Suffering, and especially innocent suffering, demands attention. The death of the self is not as important as the death of the other, especially those who have been devastated by the history of triumph, including the triumph of Christian churches. Attentiveness to such suffering—and hearing and learning from those who suffer—is crucial.
Spiritual exercises lead, by way of detachment, to an attentiveness to the giftedness of life; and suffering cries out in lament, awe and sometimes terror, exemplified in the lament psalms or the Book of Job. The first is linked with apophatic-mystical theologies, the second with apocalyptic-prophetic theologies.
Can you relate these concerns to the current resurgence of interest in spirituality?
If there is one thing religions all agree on, it’s that the ego is the problem, not the solution. I agree with Nietzsche: our souls are too small.

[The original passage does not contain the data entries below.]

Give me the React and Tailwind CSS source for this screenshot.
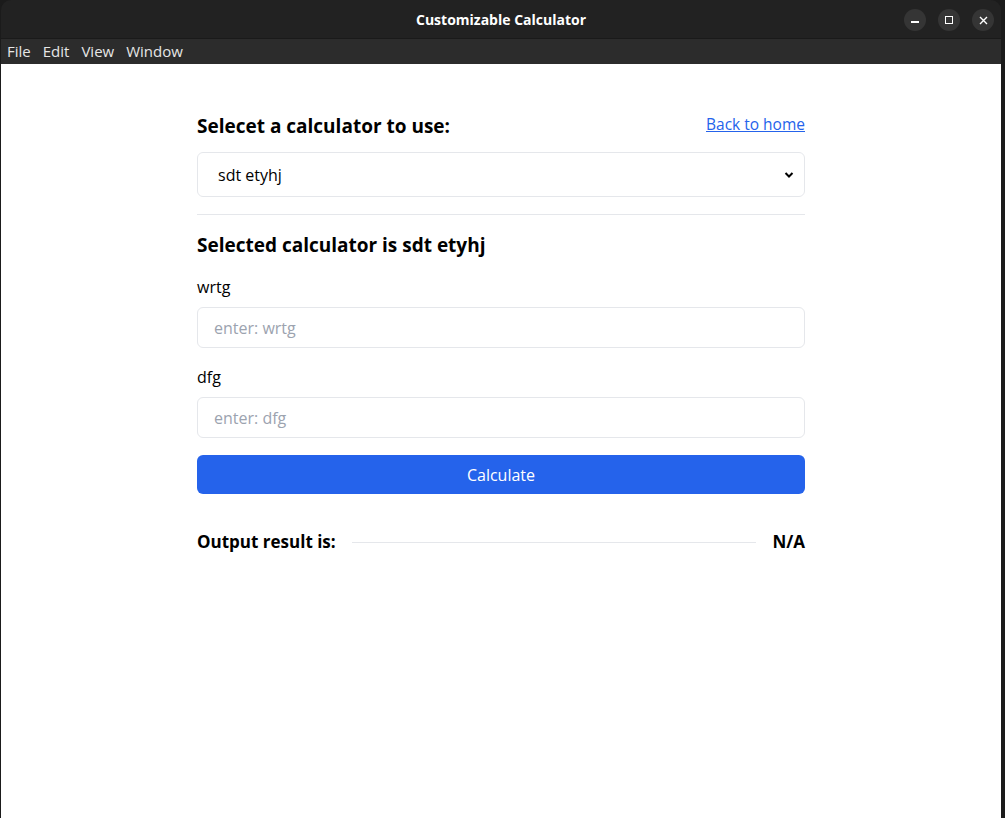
export default function App() {
  const font = { fontFamily: '"Open Sans", "Noto Sans", sans-serif' };
  return (
    <div className="w-[1005px] h-[818px] bg-[#1b1b1b] flex flex-col overflow-hidden" style={font}>
      <div className="flex-1 flex flex-col mr-[4px] ml-[1px] rounded-t-[10px] overflow-hidden">
        {/* Title bar */}
        <div className="h-[38px] bg-[#222222] flex items-center relative shrink-0">
          <div className="flex-1 text-center text-[14px] font-bold text-white">Customizable Calculator</div>
          <div className="absolute right-[7px] top-[9px] flex gap-[12px]">
            <div className="w-[22px] h-[22px] rounded-full bg-[#353535] flex items-center justify-center">
              <div className="w-[8px] h-[1.5px] bg-white mt-[4px]" />
            </div>
            <div className="w-[22px] h-[22px] rounded-full bg-[#353535] flex items-center justify-center">
              <div className="w-[8px] h-[8px] border border-white" />
            </div>
            <div className="w-[22px] h-[22px] rounded-full bg-[#353535] flex items-center justify-center">
              <svg width="9" height="9" viewBox="0 0 9 9"><path d="M1 1L8 8M8 1L1 8" stroke="white" strokeWidth="1.4" /></svg>
            </div>
          </div>
        </div>
        {/* Menu bar */}
        <div className="h-[26px] bg-[#2c2c2c] flex items-center gap-[12px] px-[6px] text-[15px] text-[#e6e6e6] shrink-0 border-t border-[#1a1a1a]">
          <span>File</span>
          <span>Edit</span>
          <span>View</span>
          <span>Window</span>
        </div>
        {/* Content */}
        <div className="flex-1 bg-white">
          <div className="max-w-[608px] mx-auto pt-[48px] text-black">
            <div className="flex items-center justify-between h-[28px]">
              <h2 className="text-[19px] font-bold">Selecet a calculator to use:</h2>
              <a href="#" className="text-[15.5px] text-[#2563eb] underline -mt-[3px]">Back to home</a>
            </div>
            <div className="mt-[12px] h-[45px] border border-[#e5e7eb] rounded-[6px] flex items-center justify-between pl-[20px] pr-[10px] text-[16px]">
              <span>sdt etyhj</span>
              <svg width="10" height="8" viewBox="0 0 10 8"><path d="M1.5 2L5 5.5L8.5 2" stroke="black" strokeWidth="2" fill="none" /></svg>
            </div>
            <div className="mt-[17px] border-t border-[#e5e7eb]" />
            <h3 className="mt-[16px] text-[19px] font-bold h-[28px] leading-[28px]">Selected calculator is sdt etyhj</h3>
            <div className="mt-[16px] text-[16px] h-[24px] leading-[24px]">wrtg</div>
            <input
              placeholder="enter: wrtg"
              className="mt-[8px] w-full h-[41px] border border-[#e5e7eb] rounded-[6px] px-[16px] text-[16px] placeholder:text-[#9ca3af] outline-none"
            />
            <div className="mt-[17px] text-[16px] h-[24px] leading-[24px]">dfg</div>
            <input
              placeholder="enter: dfg"
              className="mt-[8px] w-full h-[41px] border border-[#e5e7eb] rounded-[6px] px-[16px] text-[16px] placeholder:text-[#9ca3af] outline-none"
            />
            <button className="mt-[17px] w-full h-[39px] bg-[#2563eb] text-white text-[16px] rounded-[6px]">Calculate</button>
            <div className="mt-[35px] flex items-center gap-[16px] h-[26px]">
              <span className="text-[17px] font-bold">Output result is:</span>
              <div className="flex-1 border-t border-[#e5e7eb]" />
              <span className="text-[17px] font-bold">N/A</span>
            </div>
          </div>
        </div>
      </div>
    </div>
  );
}
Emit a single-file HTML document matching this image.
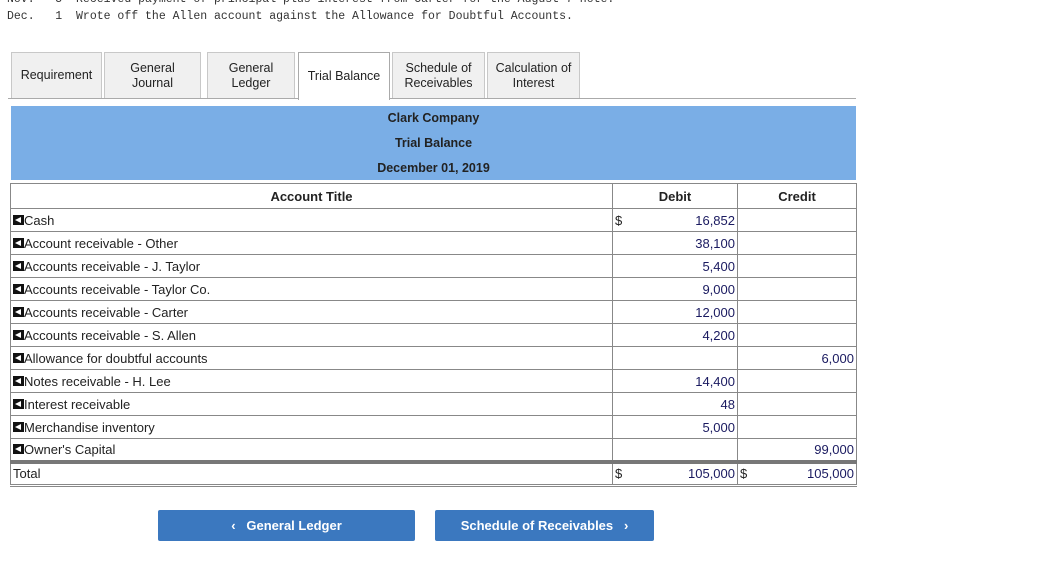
<html><head><style>
body{margin:0;width:1053px;height:573px;background:#fff;position:relative;font-family:"Liberation Sans",sans-serif;overflow:hidden}
.mono{position:absolute;left:7px;font-family:"Liberation Mono",monospace;font-size:11.5px;color:#333;white-space:pre}
.tab{position:absolute;top:52px;height:46px;border:1px solid #c8c8c8;border-bottom:none;background:#f0f0f0;font-size:12.5px;color:#222;display:flex;align-items:center;justify-content:center;text-align:center;line-height:15px;box-sizing:border-box}
.hdr{position:absolute;left:11px;top:106px;width:845px;height:74px;background:#7aaee6;text-align:center;font-size:12.5px;font-weight:bold;color:#222}
table{position:absolute;left:10px;top:183px;border-collapse:collapse;font-size:13px;table-layout:fixed}
td{border:1px solid #888;height:23px;padding:0 2px;color:#222;box-sizing:border-box}
td.n{text-align:right;color:#1a1a60}
td.d{border-right:none}
td.dn{border-left:none}
.ic{display:inline-block;width:11px;height:10px;background:#111;vertical-align:top;margin-top:2px;position:relative}
.ic:after{content:"";position:absolute;left:2px;top:2px;border-right:6px solid #fff;border-top:3px solid transparent;border-bottom:3px solid transparent}
.btn{position:absolute;top:510px;height:31px;background:#3b78bf;color:#fff;font-weight:bold;font-size:13px;display:flex;align-items:center;justify-content:center;border-radius:2px}
.t td{border-top:4px solid #777;border-bottom:3px double #888;height:24px}
</style></head><body>
<div class="mono" style="top:-7px">Nov.   5  Received payment of principal plus interest from Carter for the August 7 note.</div>
<div class="mono" style="top:10px">Dec.   1  Wrote off the Allen account against the Allowance for Doubtful Accounts.</div>
<div style="position:absolute;left:8px;top:98px;width:848px;border-top:1px solid #aaa"></div>
<div class="tab" style="left:11px;width:91px">Requirement</div>
<div class="tab" style="left:104px;width:97px">General<br>Journal</div>
<div class="tab" style="left:207px;width:88px">General<br>Ledger</div>
<div class="tab" style="left:298px;width:92px;height:48px;background:#fff;border-color:#aaa">Trial Balance</div>
<div class="tab" style="left:392px;width:93px">Schedule of<br>Receivables</div>
<div class="tab" style="left:487px;width:93px">Calculation of<br>Interest</div>
<div class="hdr"><div style="position:absolute;top:5px;width:100%">Clark Company</div><div style="position:absolute;top:30px;width:100%">Trial Balance</div><div style="position:absolute;top:55px;width:100%">December 01, 2019</div></div>
<table>
<colgroup><col style="width:602px"><col style="width:22px"><col style="width:103px"><col style="width:20px"><col style="width:99px"></colgroup>
<tr><td style="text-align:center;font-weight:bold;height:25px">Account Title</td><td colspan="2" style="text-align:center;font-weight:bold">Debit</td><td colspan="2" style="text-align:center;font-weight:bold">Credit</td></tr>
<tr><td><span class="ic"></span>Cash</td><td class="d">$</td><td class="n dn">16,852</td><td colspan="2"></td></tr>
<tr><td><span class="ic"></span>Account receivable - Other</td><td colspan="2" class="n">38,100</td><td colspan="2"></td></tr>
<tr><td><span class="ic"></span>Accounts receivable - J. Taylor</td><td colspan="2" class="n">5,400</td><td colspan="2"></td></tr>
<tr><td><span class="ic"></span>Accounts receivable - Taylor Co.</td><td colspan="2" class="n">9,000</td><td colspan="2"></td></tr>
<tr><td><span class="ic"></span>Accounts receivable - Carter</td><td colspan="2" class="n">12,000</td><td colspan="2"></td></tr>
<tr><td><span class="ic"></span>Accounts receivable - S. Allen</td><td colspan="2" class="n">4,200</td><td colspan="2"></td></tr>
<tr><td><span class="ic"></span>Allowance for doubtful accounts</td><td colspan="2"></td><td colspan="2" class="n">6,000</td></tr>
<tr><td><span class="ic"></span>Notes receivable - H. Lee</td><td colspan="2" class="n">14,400</td><td colspan="2"></td></tr>
<tr><td><span class="ic"></span>Interest receivable</td><td colspan="2" class="n">48</td><td colspan="2"></td></tr>
<tr><td><span class="ic"></span>Merchandise inventory</td><td colspan="2" class="n">5,000</td><td colspan="2"></td></tr>
<tr><td><span class="ic"></span>Owner's Capital</td><td colspan="2"></td><td colspan="2" class="n">99,000</td></tr>
<tr class="t"><td>Total</td><td class="d">$</td><td class="n dn">105,000</td><td class="d">$</td><td class="n dn">105,000</td></tr>
</table>
<div class="btn" style="left:158px;width:257px">&lsaquo;&nbsp;&nbsp;&nbsp;General Ledger</div>
<div class="btn" style="left:435px;width:219px">Schedule of Receivables&nbsp;&nbsp;&nbsp;&rsaquo;</div>
</body></html>
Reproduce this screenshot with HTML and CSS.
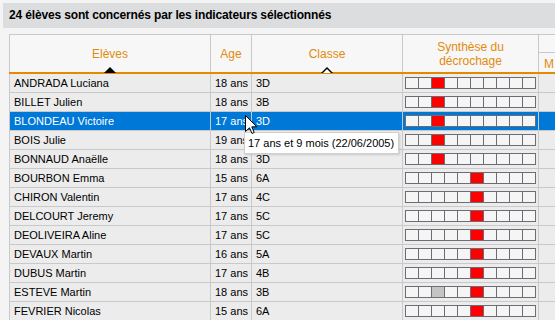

The turn to religion among many distinguished figures—and apparently in the population as a whole—is a very ambiguous sign. It can either be a turn to the self or a turn to the other. In terms of the work of the Spirit among genuine Christian groups, I would point to the fact that when you go into the really terrible neighborhoods, you’ll find Christians serving there. And they’ve always been there. The hope for our culture as a whole—and not only the Christian church—is a recovery of that kind of spirituality.